**WRITTEN PROBLEM**.
Transcribe the whole listing without a single picture.

**MATERIAL**.

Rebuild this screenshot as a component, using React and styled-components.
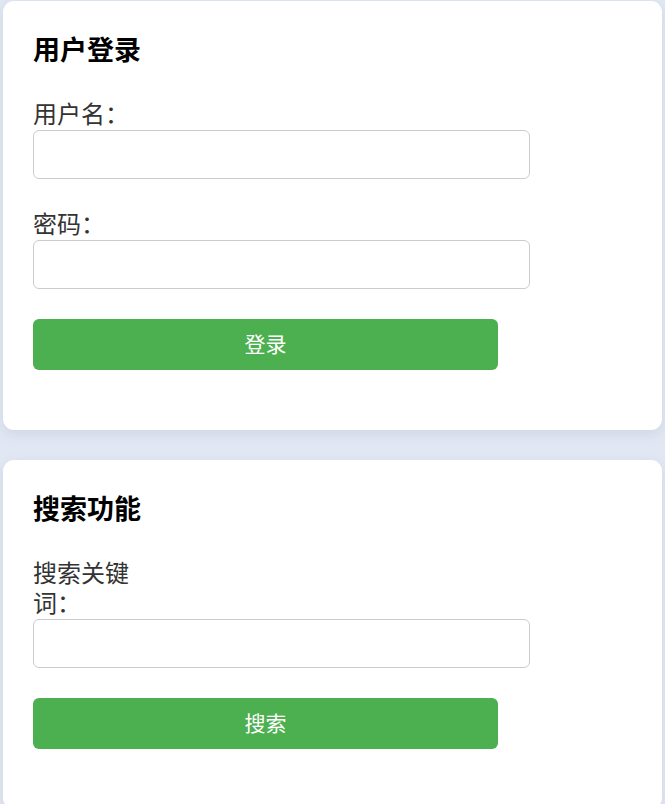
import React from 'react'
import styled, { createGlobalStyle } from 'styled-components'

const GlobalStyle = createGlobalStyle`
    html, body {
        margin: 0;
        padding: 0;
        background: #e2e8f3;
        font-family: "Liberation Sans", "Noto Sans CJK SC", sans-serif;
    }
`;

const Page = styled.div`
    padding: 1px 3px 30px 3px;
    display: flex;
    flex-direction: column;
    gap: 30px;
`;

const Card = styled.section`
    background: #ffffff;
    border-radius: 11px;
    padding: 30px;
    box-shadow: 0 4px 14px rgba(60, 80, 130, 0.12);
`;

const Title = styled.h2`
    margin: 0 0 29px 0;
    font-size: 27px;
    line-height: 40px;
    font-weight: 700;
    color: #000;
`;

const Field = styled.div`
    margin-bottom: ${props => props.last ? "30px" : "31px"};
`;

const Label = styled.label`
    display: block;
    width: 100px;
    font-size: 24px;
    line-height: 30px;
    color: #333;
`;

const Input = styled.input`
    display: block;
    box-sizing: border-box;
    width: 497px;
    height: 49px;
    margin: 0;
    border: 1px solid #cccccc;
    border-radius: 6px;
    padding: 0 12px;
    font-size: 20px;
    outline: none;
`;

const Button = styled.button`
    display: block;
    width: 465px;
    height: 51px;
    margin: 0 0 30px 0;
    padding: 0 0 3px 0;
    border: none;
    border-radius: 6px;
    background: #4caf50;
    color: #fff;
    font-family: "Liberation Sans", "Noto Sans CJK SC", sans-serif;
    font-size: 21px;
    cursor: pointer;
`;

function App() {
    return (
        <Page>
            <GlobalStyle />
            <Card>
                <Title>用户登录</Title>
                <Field>
                    <Label htmlFor="username">用户名：</Label>
                    <Input id="username" type="text" />
                </Field>
                <Field last>
                    <Label htmlFor="password">密码：</Label>
                    <Input id="password" type="password" />
                </Field>
                <Button>登录</Button>
            </Card>

            <Card>
                <Title>搜索功能</Title>
                <Field last>
                    <Label htmlFor="keyword">搜索关键词：</Label>
                    <Input id="keyword" type="text" />
                </Field>
                <Button>搜索</Button>
            </Card>
        </Page>
    )
}

export default App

**REPLY**.
Rebuild this screenshot as a component, using React and styled-components.
import React from 'react'
import styled, { createGlobalStyle } from 'styled-components'

const GlobalStyle = createGlobalStyle`
    html, body {
        margin: 0;
        padding: 0;
        background: #e2e8f3;
        font-family: "Liberation Sans", "Noto Sans CJK SC", sans-serif;
    }
`;

const Page = styled.div`
    padding: 1px 3px 30px 3px;
    display: flex;
    flex-direction: column;
    gap: 30px;
`;

const Card = styled.section`
    background: #ffffff;
    border-radius: 11px;
    padding: 30px;
    box-shadow: 0 4px 14px rgba(60, 80, 130, 0.12);
`;

const Title = styled.h2`
    margin: 0 0 29px 0;
    font-size: 27px;
    line-height: 40px;
    font-weight: 700;
    color: #000;
`;

const Field = styled.div`
    margin-bottom: ${props => props.last ? "30px" : "31px"};
`;

const Label = styled.label`
    display: block;
    width: 100px;
    font-size: 24px;
    line-height: 30px;
    color: #333;
`;

const Input = styled.input`
    display: block;
    box-sizing: border-box;
    width: 497px;
    height: 49px;
    margin: 0;
    border: 1px solid #cccccc;
    border-radius: 6px;
    padding: 0 12px;
    font-size: 20px;
    outline: none;
`;

const Button = styled.button`
    display: block;
    width: 465px;
    height: 51px;
    margin: 0 0 30px 0;
    padding: 0 0 3px 0;
    border: none;
    border-radius: 6px;
    background: #4caf50;
    color: #fff;
    font-family: "Liberation Sans", "Noto Sans CJK SC", sans-serif;
    font-size: 21px;
    cursor: pointer;
`;

function App() {
    return (
        <Page>
            <GlobalStyle />
            <Card>
                <Title>用户登录</Title>
                <Field>
                    <Label htmlFor="username">用户名：</Label>
                    <Input id="username" type="text" />
                </Field>
                <Field last>
                    <Label htmlFor="password">密码：</Label>
                    <Input id="password" type="password" />
                </Field>
                <Button>登录</Button>
            </Card>

            <Card>
                <Title>搜索功能</Title>
                <Field last>
                    <Label htmlFor="keyword">搜索关键词：</Label>
                    <Input id="keyword" type="text" />
                </Field>
                <Button>搜索</Button>
            </Card>
        </Page>
    )
}

export default App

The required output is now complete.